For school- and district-level leaders, this book offers practical strategies, tools, and advice for implementation. Tables, figures, and exhibits are included on topics ranging from assembling an effective team for a project to selecting appropriate software for a school or district. These strategies give readers a concrete foundation for blended learning endeavors.
The authors are able to provide detailed tips for for blended learning implementation due to their experience working with the Clayton Christensen Institute for Disruptive Innovation in cataloguing various types of blends. They have seen blended learning implemented across regions, districts, and grade levels and the book is grounded in concrete examples from actual K-12 schools. For example, links to video clips give readers a (somewhat idealized) sense of what these schools look like on the ground. Three sample daily schedules illustrate ways different schools have implemented the blended learning approach. A table provides examples of how seven schools have shifted their architectural design to incorporate a modularized open design. These real-life examples leave readers excited about the potential of blended learning for innovating education, instead of overwhelmed by the prospect of upending the current system with an entirely new one.
While Blended is a useful resource for institutional implementation of blended learning, teachers may be unsatisfied with limited course-level pedagogical guidance for applying blended learning in their classes. Other publications do focus on pedagogical preparation, such as Tuckers (2012) Blended Learning in Grades 4-12. This book discusses the role of instructors in blended classes, ways to nurture effective discussions and communities of inquiry, as well as subject-specific ideas on bringing the benefits of blended learning to the classroom in greater detail.
Horn and Stakers experience with blended learning in educational settings attunes them to the many challenges that can thwart a schools success in implementing it institutionally. This book can assist faculty and administrators in anticipating common challenges they could potentially experience in developing an implementation plan and adjust their execution to lead to success. However, many of these issues may require more than a section or chapter to adequately address. For example, creating the right culture for success or preparing the planning team could fill its own book. At best, Blended raises awareness of important issues; readers may need to turn to other sources for further information. Extensive chapter notes provide a starting point for finding complementary literature.
One issue that should have been covered in greater depth is faculty development. A common fear in educational reform is that faculty will reshape innovative ideas and technology in ineffective approaches familiar to them. A strong faculty development program is important for avoiding this problem. Blended does argue for greater appreciation of instructors and for the need to gain teacher buy-in, but little guidance is given on developing a plan to help instructors transform their individual classrooms when blended learning is applied. Readers may find Arneys (2014) Go Blended! A Handbook for Blending Technology in Schools to be a useful resource for creating a faculty development program that builds buy-in, successfully trains teachers, and provides useful support to assist teachers through the implementation process.

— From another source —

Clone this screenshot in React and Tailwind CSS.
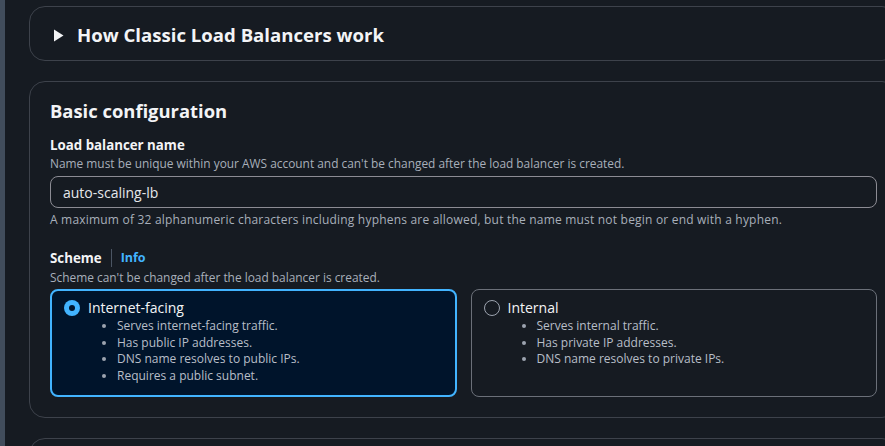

We believe Blended is an important read for anyone interested in understanding and implementing K-12 blended learning. It is one of the most comprehensive approaches to the topic that is currently available. However, readers should not expect this book to answer all their questions about K-12 blended learning; it represents just the tip of the iceberg, leaving many more questions unanswered than solved. There is still much to understand about blended learning, including: the conditions under which blended learning is most effective; how to implement personalized instruction and engage students online; how to best use teachers, other students, and technology; and how to help teachers transition to a new way of teaching. Despite these limitations, this book provides a useful perspective that may be insightful to both researcher and practitioner alike.
Arney, L. (2014). Go blended! A handbook for blended technology in schools. San-Francisco, CA: Jossey-Bass.
Tucker, C. R. (2012) Blended learning in grades 4-12. Thousand Oaks, CA: Corwin.